Through it all, though, Blatt hasn't let mistakes dim his confidence, his belief. He carries himself as a championship coach, and understands this: If he doesn't believe in himself, who will? "Coming in, people may say about my situation, 'He hasn't done anything,' " Blatt said. "But I've been part of 25 championships. I've been in a few situations myself where the things we've wanted to do have worked, and worked fabulously well."

For now, he's gone a long way to fit into the NBA, to indoctrinate his core beliefs into conventional wisdoms of the league. He understands this: The players are the stars in the NBA, and he has the biggest on the planet. For years in Europe, people could count upon Blatt to speak out on social issues and politics and the Middle East. Everything's changed for him, and Blatt hasn't come back to the States to tell everyone how he sees the world, how it's all changed.
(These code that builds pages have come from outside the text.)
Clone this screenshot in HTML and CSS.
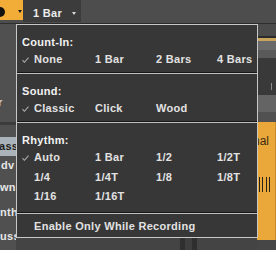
FILE: index.html
```html
<!DOCTYPE html>
<html>
<head>
<meta charset="utf-8">
<link rel="stylesheet" href="styles.css">
</head>
<body>
<div class="app">
  <div class="topbar">
    <div class="rec-btn"><span class="dot"></span><span class="caret caret-dark"></span></div>
    <div class="bar-select"><span class="bar-label">1 Bar</span><span class="caret caret-light"></span></div>
  </div>
  <div class="main">
    <div class="list">
      <div class="list-space"></div>
      <div class="list-frag"><span>r</span></div>
      <div class="list-gap"></div>
      <div class="list-row sel">ass</div>
      <div class="list-row r2">dv</div>
      <div class="list-row r3">wn</div>
      <div class="list-row r4">nth</div>
      <div class="list-row r4">uss</div>
    </div>
    <div class="center">
      <div class="center-fill"></div>
      <div class="center-foot">
        <span class="foot-a"></span><span class="foot-b"></span><span class="foot-a"></span>
      </div>
    </div>
    <div class="lane">
      <div class="b b1"></div>
      <div class="b b2"></div>
      <div class="b b3"></div>
      <div class="b b4"></div>
      <div class="b b5"></div>
      <div class="b b6"><span class="tick"></span></div>
      <div class="b b7"></div>
      <div class="b b8"></div>
      <div class="clip">
        <div class="clip-name">nal</div>
        <div class="clip-lines"><span></span><span></span><span></span><span></span></div>
      </div>
      <div class="b b9"></div>
    </div>
  </div>

  <div class="menu">
    <div class="sec sec-a">
      <div class="head">Count-In:</div>
      <div class="opts">
        <div class="opt on"><span class="check"><svg width="7" height="6" viewBox="0 0 7 6"><polyline points="0.5,3.2 2.4,5.3 6.5,0.6" fill="none" stroke="#a8a8a8" stroke-width="1.1"/></svg></span>None</div>
        <div class="opt">1 Bar</div>
        <div class="opt">2 Bars</div>
        <div class="opt">4 Bars</div>
      </div>
    </div>
    <div class="sep"></div>
    <div class="sec sec-a">
      <div class="head">Sound:</div>
      <div class="opts">
        <div class="opt on"><span class="check"><svg width="7" height="6" viewBox="0 0 7 6"><polyline points="0.5,3.2 2.4,5.3 6.5,0.6" fill="none" stroke="#a8a8a8" stroke-width="1.1"/></svg></span>Classic</div>
        <div class="opt">Click</div>
        <div class="opt">Wood</div>
      </div>
    </div>
    <div class="sep"></div>
    <div class="sec sec-b">
      <div class="head">Rhythm:</div>
      <div class="opts">
        <div class="opt on"><span class="check"><svg width="7" height="6" viewBox="0 0 7 6"><polyline points="0.5,3.2 2.4,5.3 6.5,0.6" fill="none" stroke="#a8a8a8" stroke-width="1.1"/></svg></span>Auto</div>
        <div class="opt">1 Bar</div>
        <div class="opt">1/2</div>
        <div class="opt">1/2T</div>
        <div class="opt">1/4</div>
        <div class="opt">1/4T</div>
        <div class="opt">1/8</div>
        <div class="opt">1/8T</div>
        <div class="opt">1/16</div>
        <div class="opt">1/16T</div>
      </div>
    </div>
    <div class="sep"></div>
    <div class="sec sec-c">
      <div class="opt">Enable Only While Recording</div>
    </div>
  </div>
</div>
<div class="page-foot"></div>
</body>
</html>
```

FILE: styles.css
```css
html, body {
  margin: 0;
  padding: 0;
  background: #ffffff;
}
body {
  width: 276px;
  height: 260px;
  overflow: hidden;
  font-family: "Liberation Sans", Arial, sans-serif;
  font-size: 11px;
  font-weight: bold;
  letter-spacing: 0.3px;
}
.app {
  position: relative;
  height: 250px;
  background: #4b4b4b;
  display: flex;
  flex-direction: column;
}

/* top bar */
.topbar {
  height: 24px;
  flex: none;
  display: flex;
  align-items: flex-start;
  background: #4d4d4d;
  box-shadow: inset 0 -1px 0 #2e2e2e;
}
.rec-btn {
  width: 23px;
  height: 20px;
  box-sizing: border-box;
  padding-top: 3px;
  background: #f2ac38;
  display: flex;
  align-items: center;
  overflow: hidden;
}
.dot {
  width: 10px;
  height: 10px;
  border-radius: 50%;
  background: #111;
  margin-left: -5px;
  flex: none;
}
.caret {
  width: 0;
  height: 0;
  border-left: 2.5px solid transparent;
  border-right: 2.5px solid transparent;
  flex: none;
}
.caret-dark {
  border-top: 3px solid #1c1c1c;
  margin-left: 13px;
}
.bar-select {
  width: 58px;
  height: 22px;
  box-sizing: border-box;
  padding: 4px 0 0 10px;
  background: #3c3c3c;
  display: flex;
  align-items: center;
}
.bar-label {
  color: #ececec;
  line-height: 13px;
}
.caret-light {
  border-top: 3px solid #d8d8d8;
  margin-left: 10px;
}

/* main background */
.main {
  flex: 1;
  display: flex;
}
.list {
  width: 16px;
  flex: none;
  overflow: hidden;
  display: flex;
  flex-direction: column;
  background: #505050;
  color: #e6e6e6;
  white-space: nowrap;
}
.list-space { height: 72px; flex: none; }
.list-frag {
  height: 12px;
  flex: none;
  line-height: 12px;
  color: #d6d6d6;
  margin-left: -2px;
}
.list-gap {
  height: 17px;
  flex: none;
  box-shadow: inset 0 -3px 0 #3c3c3c;
  margin-bottom: 12px;
}
.list-row {
  flex: none;
  height: 19px;
  line-height: 19px;
  padding-left: 0;
}
.list-row.sel {
  background: #a9b3b9;
  color: #1e1e1e;
  margin-left: -1px;
}
.list-row.r2 { height: 19px; padding-left: 1px; }
.list-row.r3 { height: 25px; line-height: 25px; }
.list-row.r4 { height: 24px; line-height: 24px; }

.center {
  flex: 1;
  display: flex;
  flex-direction: column;
  background: #474747;
}
.center-fill { flex: 1; }
.center-foot {
  height: 12px;
  flex: none;
  display: flex;
  padding-left: 164px;
  background: #444444;
}
.foot-a { width: 5px; background: #2f2f2f; }
.foot-b { width: 7px; background: #3e3e3e; }

.lane {
  width: 19px;
  flex: none;
  display: flex;
  flex-direction: column;
  overflow: hidden;
}
.b { flex: none; }
.b1 { height: 12px; background: #4b4b4b; }
.b2 { height: 2px; background: #2b2b2b; }
.b3 { height: 3px; background: #c9a45c; }
.b4 { height: 9px; background: #6a6a6a; }
.b5 { height: 8px; background: #595959; }
.b6 { height: 37px; background: #393939; display: flex; padding-left: 14px; box-sizing: border-box; }
.tick { width: 1px; height: 7px; margin-top: 25px; background: #8a8a8a; }
.b7 { height: 17px; background: #646464; }
.b8 { height: 10px; background: #515151; }
.clip {
  height: 118px;
  flex: none;
  background: #eaa83b;
  box-shadow: inset -7px 0 0 -6px #c98c28;
  display: flex;
  flex-direction: column;
}
.clip-name {
  margin-left: -4px;
  margin-top: 11px;
  line-height: 16px;
  font-weight: normal;
  color: #3a2b12;
  font-size: 12px;
  letter-spacing: 0;
}
.clip-lines {
  display: flex;
  gap: 2.3px;
  padding-left: 2px;
  margin-top: 28px;
  height: 15px;
}
.clip-lines span { width: 1px; background: #2a2418; }
.b9 { height: 10px; background: #464646; }

/* menu */
.menu {
  position: absolute;
  left: 16px;
  top: 24px;
  width: 242px;
  height: 214px;
  box-sizing: border-box;
  border: 1px solid #c8c8c8;
  background: #373737;
  box-shadow: 0 -1px 0 #2a2a2a;
  display: flex;
  flex-direction: column;
}
.sec { padding-left: 5px; }
.sec-a { padding-top: 9px; padding-bottom: 4px; }
.sec-b { padding-top: 9px; padding-bottom: 7px; }
.sec-c { padding-top: 4px; padding-bottom: 2px; }
.head {
  height: 17px;
  line-height: 17px;
  color: #f2f2f2;
}
.opts {
  display: grid;
  grid-template-columns: repeat(4, 61px);
  grid-auto-rows: 17px;
  row-gap: 2.5px;
}
.opt {
  display: flex;
  align-items: center;
  height: 17px;
  line-height: 17px;
  padding-left: 12px;
  color: #e2e2e2;
  white-space: nowrap;
}
.opt.on { padding-left: 0; }
.check {
  width: 12px;
  flex: none;
  display: flex;
  align-items: center;
}
.check svg { display: block; }
.sep {
  height: 2px;
  flex: none;
  box-sizing: border-box;
  border-top: 1px solid #161616;
  border-bottom: 1px solid #bfbfbf;
}

.page-foot {
  height: 10px;
  background: #ffffff;
}
```
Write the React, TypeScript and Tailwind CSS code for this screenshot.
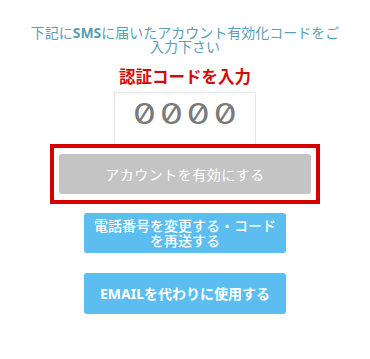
import React from "react";

const font = { fontFamily: '"Noto Sans", "Noto Sans CJK JP", sans-serif' };

// SMS verification code entry screen
const App: React.FC = () => {
  return (
    <div
      className="w-[370px] h-[359px] bg-white flex flex-col items-center pt-[26px]"
      style={font}
    >
      {/* Instruction */}
      <p className="w-[318px] text-center text-[14px] leading-[14px] text-[#5a9fb6]">
        下記に<span className="font-bold">SMS</span>に届いたアカウント有効化コードをご入力下さい
      </p>

      {/* Heading */}
      <h2 className="mt-[12px] text-[16.5px] leading-[22px] font-bold text-[#d40a0a]">
        認証コードを入力
      </h2>

      {/* Code input */}
      <div className="mt-[4px] w-[142px] h-[52px] border border-[#e6e6e6] border-b-0 flex justify-center pt-[2px]">
        <span className="font-['Inter',sans-serif] [font-feature-settings:'zero'] font-normal text-[28px] leading-[38px] tracking-[3px] pl-[3px] scale-x-[1.3] text-[#7a7a7a]">
          0000
        </span>
      </div>

      {/* Highlighted activate button */}
      <div className="w-[270px] h-[60px] border-[4px] border-[#d40000] flex items-center justify-center">
        <button className="w-[252px] h-[40px] rounded-[3px] bg-[#c4c4c4] text-white text-[14px] tracking-[0.5px]">
          アカウントを有効にする
        </button>
      </div>

      {/* Resend */}
      <button className="mt-[9px] w-[202px] h-[40px] rounded-[3px] bg-[#5bbdf0] text-white text-[14px] leading-[15px] font-medium">
        電話番号を変更する・コード
        <br />
        を再送する
      </button>

      {/* Email */}
      <button className="mt-[20px] w-[202px] h-[41px] rounded-[3px] bg-[#5bbdf0] text-white text-[14px] font-bold">
        EMAILを代わりに使用する
      </button>
    </div>
  );
};

export default App;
This job's too important, his burden's too big.

"I haven't tempered my opinions, but I've lowered my voice," Blatt told Yahoo. "Listen, I work in an organization that has a wide fan base that I have to respect, that I should respect, and a team and a global vision here that doesn't necessarily lend itself to any incendiary or out-of-the-box opinions. And that's OK.

"I still express my opinion, but I don't have to do it publicly on the pages of Cavs.com."

Blatt has come back to the United States, come to the biggest pressure job in basketball now: the expectation that LeBron James' coach ought to win the title every season. Blatt's back, and he's trying to find that balance between the Euroleague and the NBA, between his code of beliefs and the realities of coaching these Cleveland Cavaliers.

David Blatt wants to try everything here, but so far, he's learned this: "Less is more in the beginning," Blatt said with a laugh, and maybe that's how you slowly, surely start one more journey.